If there is one hardware spec that has consistently kept PC gamers and developers awake at night over the last few years, it’s Video RAM (VRAM). As game studios push for increasingly photorealistic worlds, the demand for massive, high-resolution textures has skyrocketed, often causing even mid-to-high-tier graphics cards to stutter under the weight of “texture bloat.”
But the era of VRAM anxiety might finally be drawing to a close. NVIDIA has introduced a groundbreaking solution that moves away from traditional brute-force storage: Neural Texture Compression (NTC). By leveraging the power of artificial intelligence, NVIDIA is fundamentally changing how our GPUs handle high-fidelity game assets.
The Problem: Uncompressed Ambition
For decades, the industry standard for texture compression has relied on block-based formats like BCn. While effective, they have a strict lower limit on how small a texture can be compressed without introducing ugly artifacts. In modern AAA titles, the sheer volume of 4K and 8K textures needed to dress a scene can easily eclipse 12GB to 16GB of VRAM requirements.

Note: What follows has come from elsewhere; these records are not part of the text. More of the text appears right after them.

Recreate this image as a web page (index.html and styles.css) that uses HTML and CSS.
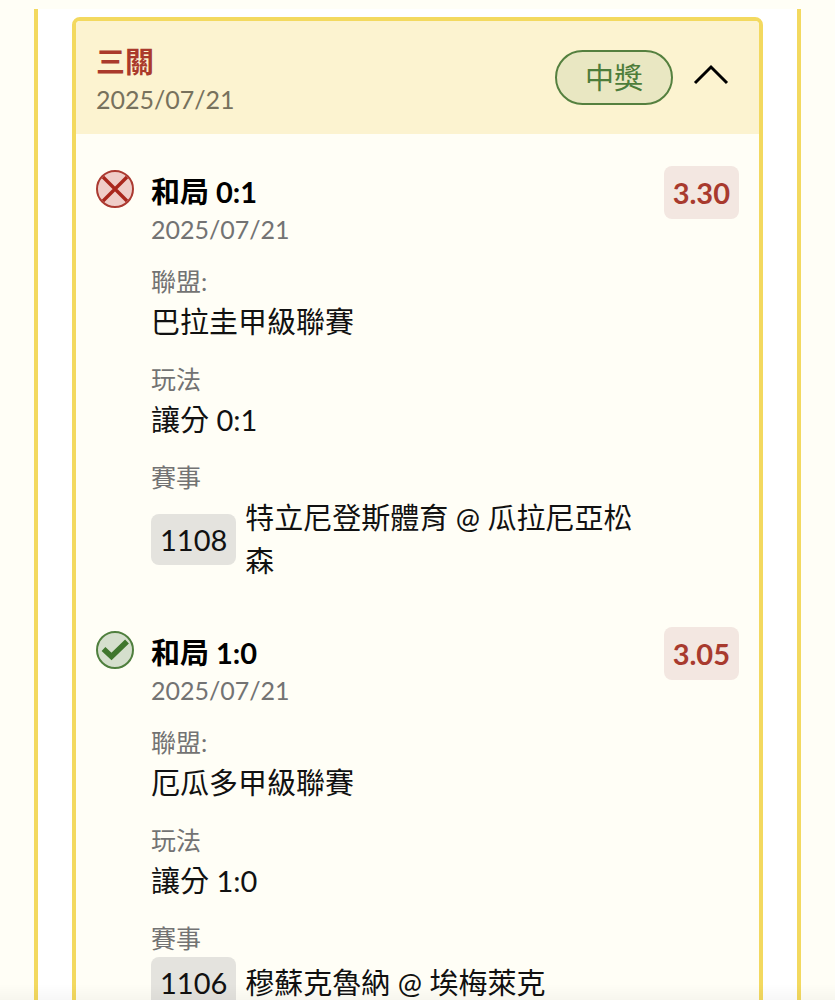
FILE: index.html
```html
<!DOCTYPE html>
<html lang="zh-Hant">
<head>
    <meta charset="UTF-8">
    <meta name="viewport" content="width=device-width, initial-scale=1.0">
    <title>投注紀錄</title>
    <link rel="stylesheet" href="styles.css">
</head>
<body>
    <main class="page">
        <div class="panel">
            <section class="ticket">
                <header class="ticket-header">
                    <div class="ticket-info">
                        <h1 class="ticket-title">三關</h1>
                        <p class="date">2025/07/21</p>
                    </div>
                    <span class="status">中獎</span>
                    <button class="toggle-btn" type="button" aria-label="收合" aria-expanded="true">
                        <svg width="36" height="24" viewBox="0 0 36 24" fill="none" stroke="#000" stroke-width="3">
                            <path d="M2 21 L18 5 L34 21"/>
                        </svg>
                    </button>
                </header>

                <div class="ticket-body">
                    <article class="bet">
                        <svg class="bet-icon" viewBox="0 0 38 38" fill="none">
                            <circle cx="19" cy="19" r="18" fill="#efcdc8" stroke="#ab3a31" stroke-width="2"/>
                            <path d="M7 7 L31 31 M31 7 L7 31" stroke="#a9271d" stroke-width="3.4"/>
                        </svg>
                        <div class="bet-detail">
                            <h2 class="bet-title">和局 0:1</h2>
                            <p class="date">2025/07/21</p>
                            <dl class="fields">
                                <div class="field">
                                    <dt>聯盟:</dt>
                                    <dd>巴拉圭甲級聯賽</dd>
                                </div>
                                <div class="field">
                                    <dt>玩法</dt>
                                    <dd>讓分 0:1</dd>
                                </div>
                                <div class="field">
                                    <dt>賽事</dt>
                                    <dd class="match">
                                        <span class="match-no">1108</span>
                                        <span>特立尼登斯體育 @ 瓜拉尼亞松森</span>
                                    </dd>
                                </div>
                            </dl>
                        </div>
                        <span class="odds">3.30</span>
                    </article>

                    <article class="bet">
                        <svg class="bet-icon" viewBox="0 0 38 38" fill="none">
                            <circle cx="19" cy="19" r="18" fill="#d5dfcd" stroke="#4f7f3e" stroke-width="2"/>
                            <path d="M7.5 18 L15.5 25.5 L31 10.5" stroke="#3f762d" stroke-width="5.5"/>
                        </svg>
                        <div class="bet-detail">
                            <h2 class="bet-title">和局 1:0</h2>
                            <p class="date">2025/07/21</p>
                            <dl class="fields">
                                <div class="field">
                                    <dt>聯盟:</dt>
                                    <dd>厄瓜多甲級聯賽</dd>
                                </div>
                                <div class="field">
                                    <dt>玩法</dt>
                                    <dd>讓分 1:0</dd>
                                </div>
                                <div class="field">
                                    <dt>賽事</dt>
                                    <dd class="match">
                                        <span class="match-no">1106</span>
                                        <span>穆蘇克魯納 @ 埃梅萊克</span>
                                    </dd>
                                </div>
                            </dl>
                        </div>
                        <span class="odds">3.05</span>
                    </article>
                </div>
            </section>
        </div>
    </main>
    <div class="bottom-shade"></div>
</body>
</html>
```
FILE: styles.css
```css
* {
    margin: 0;
    padding: 0;
    box-sizing: border-box;
}

body {
    background-color: #fffef6;
    color: #111;
    font-family: Lato, "Noto Sans CJK TC", sans-serif;
    font-size: 29px;
    line-height: 43px;
}

.page {
    height: 100vh;
    padding: 9px 34px 0;
    overflow-y: auto;
    scrollbar-width: none;
}

.panel {
    padding: 8px 34px 34px;
    background-color: #fff;
    border: solid #f3d95f;
    border-width: 0 4px;
}

.ticket {
    background-color: #fffef6;
    border: 4px solid #f3d95f;
    border-radius: 8px;
    overflow: hidden;
}

.ticket-header {
    display: flex;
    align-items: center;
    padding: 19px 20px;
    background-color: #fcf3d0;
}

.ticket-info {
    flex: 1;
}

.ticket-title {
    color: #aa3a2c;
    font-size: 29px;
    font-weight: bold;
}

.date {
    color: #737373;
    font-size: 25px;
    line-height: 32px;
}

.ticket-header .date {
    color: #77715d;
}

.status {
    padding: 4px 28px;
    margin-right: 10px;
    background-color: #e9e7c2;
    border: 2px solid #55803f;
    border-radius: 28px;
    color: #4d7d3a;
}

.toggle-btn {
    display: flex;
    justify-content: center;
    width: 56px;
    padding-bottom: 8px;
    background: none;
    border: none;
    cursor: pointer;
}

.ticket-body {
    display: flex;
    flex-direction: column;
    gap: 45px;
    padding: 32px 20px;
}

.bet {
    display: flex;
    align-items: flex-start;
}

.bet-icon {
    flex-shrink: 0;
    width: 38px;
    height: 38px;
    margin: 4px 17px 0 0;
}

.bet-detail {
    flex: 1;
    padding-top: 4px;
}

.bet-title {
    color: #000;
    font-size: 29px;
    font-weight: bold;
}

.fields {
    display: flex;
    flex-direction: column;
    gap: 17px;
    margin-top: 17px;
}

.field dt {
    color: #737373;
    font-size: 25px;
    line-height: 38px;
}

.match {
    display: flex;
    align-items: center;
    gap: 9px;
}

.match-no {
    padding: 4px 9px;
    background-color: #e4e3de;
    border-radius: 8px;
}

.odds {
    padding: 5px 9px;
    margin-left: 16px;
    background-color: #f3e7e1;
    border-radius: 8px;
    color: #a83a2e;
    font-weight: bold;
}

/* soft edge above the bottom of the screen */
.bottom-shade {
    position: fixed;
    right: 0;
    bottom: 0;
    left: 0;
    height: 16px;
    background: linear-gradient(transparent, rgba(0, 0, 0, 0.03));
    pointer-events: none;
}
```
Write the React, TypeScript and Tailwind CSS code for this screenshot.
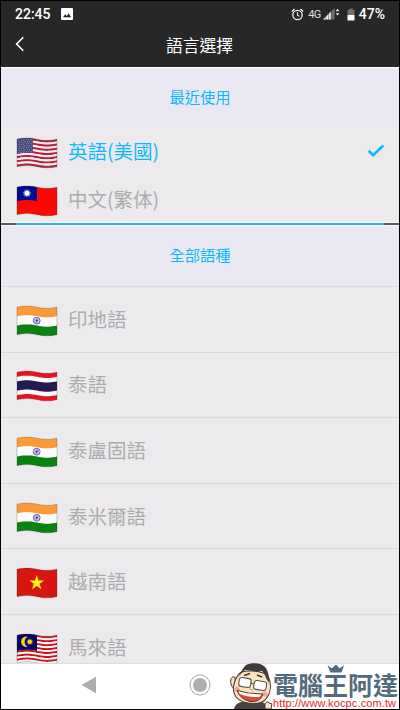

When a GPU runs out of VRAM, it has to swap data with much slower system memory, resulting in massive frame drops, stuttering, and agonizingly slow asset loading (the dreaded “texture pop-in”). For developers, the choice was binary: either compromise on visual fidelity to hit memory targets or lock out players who couldn’t afford top-tier GPUs.
Enter Neural Texture Compression
NVIDIA’s Neural Texture Compression throws out the traditional rulebook. Instead of storing every single pixel (texel) of a texture directly in your GPU’s memory, NTC compresses the texture data into a set of highly compact, learned latent features.
Here is where the magic happens: at runtime, a small, specialized neural network reconstructs the texel values on demand. The GPU calculates exactly what the texture should look like at the moment it needs to draw it on your screen, rather than pulling a pre-baked, massive file from VRAM.
Because this AI decompression process is handled seamlessly by the Matrix Acceleration hardware on modern NVIDIA graphics cards (specifically, the Tensor Cores), it imposes practically zero performance penalty on the main rendering pipeline.
85% Less VRAM, Same Photorealism
The efficiency gains of NTC are nothing short of monumental. In technical demonstrations—such as the “Tuscan Villa” scene showcased at GTC—NVIDIA proved that a heavily detailed environment that typically requires 6.5 GB of VRAM with traditional BCn compression could be rendered using a mere 970 MB with NTC.
That is an astonishing 85% reduction in memory footprint, with virtually no discernible loss in image quality.
This massive saving presents developers with a golden opportunity. They can choose to:
- Dramatically lower the hardware barrier to entry, ensuring games run flawlessly on budget GPUs with less memory.
- Double down on detail, utilizing the saved VRAM space to pack in exponentially more complex materials and even higher-resolution textures within the same physical memory budget.
Beyond the GPU
The benefits of Neural Texture Compression extend far beyond the inside of your PC case. Because the textures themselves are stored as incredibly tiny AI representations, the total install size of games could shrink dramatically. This means fundamentally shorter download times, smaller patch sizes, and less pressure on your precious SSD storage.
Furthermore, as Microsoft introduces “Cooperative Vectors” within DirectX to standardize the use of AI hardware for tasks exactly like this, we are looking at a future where neural rendering isn’t just a niche NVIDIA party trick, but a unified industry standard.
The Future is Latent
NVIDIA’s Neural Texture Compression is a perfect example of how AI is evolving beyond generative chat models and diving deep into the plumbing of computer graphics. By teaching our GPUs to “imagine” textures rather than just storing them, NVIDIA isn’t just saving VRAM; they are tearing down the memory walls that have bottlenecked graphical advancement for years.
The next generation of photorealistic gaming won’t just require bigger, bulkier graphics cards—it will be built on smarter, more elegant AI compression. And our SSDs, GPUs, and wallets will thank them for it.